Una campagna per la giustizia

Dopo che la loro vita, già segnata dal suicidio del papà di Jennifer, è stata devastata anche dalla sua perdita. Fabiola e Jonatan hanno deciso di fare qualcosa. "Lo dico sempre a mia mamma –  racconta Jonatan – noi siamo partiti da  casetta nostra con un progetto umile, quello di raccogliere firme per impedire che venga concesso l'abbreviato in caso di omicidio e siamo arrivati in Parlamento e in Tv, oggi si discute della legge. Vogliamo far presente alle istituzioni che condannare a 15 o 16 anni chi uccide un qualcuno per questioni sentimentali, potrebbe far passare un messaggio pericoloso, ovvero che risolvere così un conflitto ti porta via solo pochi anni della tua vita.

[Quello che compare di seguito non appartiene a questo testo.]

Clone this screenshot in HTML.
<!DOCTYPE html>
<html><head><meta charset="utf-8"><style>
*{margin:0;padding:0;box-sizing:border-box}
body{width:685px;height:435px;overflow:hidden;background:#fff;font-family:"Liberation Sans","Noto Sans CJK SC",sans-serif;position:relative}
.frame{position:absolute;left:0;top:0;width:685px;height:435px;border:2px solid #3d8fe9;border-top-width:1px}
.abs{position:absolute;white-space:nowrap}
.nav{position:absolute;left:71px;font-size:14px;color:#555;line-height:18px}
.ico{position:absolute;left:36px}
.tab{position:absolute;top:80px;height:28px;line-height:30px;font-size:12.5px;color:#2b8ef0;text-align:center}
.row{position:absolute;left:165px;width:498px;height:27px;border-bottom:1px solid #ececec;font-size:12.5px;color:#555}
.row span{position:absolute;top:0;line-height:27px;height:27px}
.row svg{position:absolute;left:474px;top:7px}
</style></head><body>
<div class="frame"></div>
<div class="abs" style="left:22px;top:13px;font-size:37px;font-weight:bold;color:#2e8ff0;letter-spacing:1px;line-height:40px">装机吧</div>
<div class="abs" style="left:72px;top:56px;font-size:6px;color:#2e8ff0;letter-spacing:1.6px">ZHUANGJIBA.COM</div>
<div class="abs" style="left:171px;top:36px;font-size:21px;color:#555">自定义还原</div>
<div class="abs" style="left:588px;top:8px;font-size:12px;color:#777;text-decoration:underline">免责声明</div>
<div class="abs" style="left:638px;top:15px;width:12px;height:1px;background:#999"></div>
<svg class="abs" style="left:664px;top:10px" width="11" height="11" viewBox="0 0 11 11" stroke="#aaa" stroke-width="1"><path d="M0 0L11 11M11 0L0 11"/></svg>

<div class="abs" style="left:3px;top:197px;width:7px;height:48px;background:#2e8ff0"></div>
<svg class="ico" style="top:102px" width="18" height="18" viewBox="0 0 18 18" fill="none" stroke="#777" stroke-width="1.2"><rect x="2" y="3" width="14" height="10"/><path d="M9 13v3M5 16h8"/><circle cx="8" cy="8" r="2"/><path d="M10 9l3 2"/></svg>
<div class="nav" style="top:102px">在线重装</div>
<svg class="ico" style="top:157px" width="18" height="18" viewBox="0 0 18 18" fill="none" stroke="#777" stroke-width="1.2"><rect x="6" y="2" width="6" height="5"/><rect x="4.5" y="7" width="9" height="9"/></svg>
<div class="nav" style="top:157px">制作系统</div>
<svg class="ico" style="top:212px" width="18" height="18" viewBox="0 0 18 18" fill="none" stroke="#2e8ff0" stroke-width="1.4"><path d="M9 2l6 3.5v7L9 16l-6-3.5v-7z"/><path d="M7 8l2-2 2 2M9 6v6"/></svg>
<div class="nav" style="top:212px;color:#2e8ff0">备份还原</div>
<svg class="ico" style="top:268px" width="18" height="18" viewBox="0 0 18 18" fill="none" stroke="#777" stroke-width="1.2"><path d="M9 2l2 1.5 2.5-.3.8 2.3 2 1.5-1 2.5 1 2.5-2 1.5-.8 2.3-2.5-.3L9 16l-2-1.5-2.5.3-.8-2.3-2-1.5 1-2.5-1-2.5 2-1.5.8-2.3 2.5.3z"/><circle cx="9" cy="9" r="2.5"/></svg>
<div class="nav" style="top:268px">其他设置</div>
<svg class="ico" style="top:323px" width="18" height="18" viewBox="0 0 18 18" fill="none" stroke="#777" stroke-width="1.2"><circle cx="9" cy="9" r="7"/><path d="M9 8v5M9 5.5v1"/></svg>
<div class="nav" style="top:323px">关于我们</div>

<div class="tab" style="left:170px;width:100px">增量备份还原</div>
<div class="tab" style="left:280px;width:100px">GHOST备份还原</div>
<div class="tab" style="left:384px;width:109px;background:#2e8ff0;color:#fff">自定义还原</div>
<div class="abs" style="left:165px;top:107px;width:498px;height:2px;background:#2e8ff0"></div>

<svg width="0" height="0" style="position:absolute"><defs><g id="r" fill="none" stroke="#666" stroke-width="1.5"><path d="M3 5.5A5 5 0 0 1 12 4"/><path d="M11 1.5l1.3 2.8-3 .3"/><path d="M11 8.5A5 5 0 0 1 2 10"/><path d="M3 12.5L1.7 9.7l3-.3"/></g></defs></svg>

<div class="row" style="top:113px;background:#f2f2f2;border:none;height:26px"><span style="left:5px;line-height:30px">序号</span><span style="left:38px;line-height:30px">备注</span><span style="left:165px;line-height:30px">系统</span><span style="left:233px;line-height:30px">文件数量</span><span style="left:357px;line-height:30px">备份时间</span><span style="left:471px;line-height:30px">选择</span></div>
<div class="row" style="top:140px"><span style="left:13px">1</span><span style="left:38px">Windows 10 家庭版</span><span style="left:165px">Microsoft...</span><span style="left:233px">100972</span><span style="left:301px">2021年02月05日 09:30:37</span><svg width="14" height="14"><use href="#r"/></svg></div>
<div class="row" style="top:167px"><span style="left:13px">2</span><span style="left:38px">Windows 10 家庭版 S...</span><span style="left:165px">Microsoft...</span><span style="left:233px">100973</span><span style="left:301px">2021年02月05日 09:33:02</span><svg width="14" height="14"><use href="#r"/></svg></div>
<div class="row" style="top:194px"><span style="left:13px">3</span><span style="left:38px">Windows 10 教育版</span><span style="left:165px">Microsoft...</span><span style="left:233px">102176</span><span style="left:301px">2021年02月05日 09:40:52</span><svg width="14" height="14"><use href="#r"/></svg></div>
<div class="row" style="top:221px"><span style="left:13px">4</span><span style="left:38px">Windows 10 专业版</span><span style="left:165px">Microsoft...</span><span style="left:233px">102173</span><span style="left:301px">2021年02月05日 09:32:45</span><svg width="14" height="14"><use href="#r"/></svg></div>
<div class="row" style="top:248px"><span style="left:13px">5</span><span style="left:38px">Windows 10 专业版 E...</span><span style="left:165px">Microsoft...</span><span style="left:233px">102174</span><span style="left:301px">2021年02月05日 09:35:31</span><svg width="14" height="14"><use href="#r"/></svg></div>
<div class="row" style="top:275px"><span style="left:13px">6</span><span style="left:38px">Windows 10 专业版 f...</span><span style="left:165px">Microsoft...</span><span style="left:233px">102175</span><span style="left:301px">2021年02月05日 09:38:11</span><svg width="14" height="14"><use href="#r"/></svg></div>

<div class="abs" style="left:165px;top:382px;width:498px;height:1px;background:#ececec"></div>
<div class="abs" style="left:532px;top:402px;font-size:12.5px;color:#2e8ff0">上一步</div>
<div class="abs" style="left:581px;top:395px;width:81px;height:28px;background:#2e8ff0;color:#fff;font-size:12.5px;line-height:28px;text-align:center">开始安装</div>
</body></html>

Non penso solo ai femminicidi, ma anche a casi come quello di Marco Vannini. L'assassino di mia sorella forse potrà rifarsi una vita, lei invece è sottoterra".

Il messaggio di Jonatan

"Anche se sono il fratello della vittima, da uomo, non sono mai riuscito a immedesimarmi in Troilo. Anche io sono stato ferito e lasciato, ma io non riesco neanche a pensarci, non riesco a vedermi nella situazione di chi è stato lasciato e vuole fare del male. Il male si combatte con l'amore, perché la violenza genera solo altra violenza".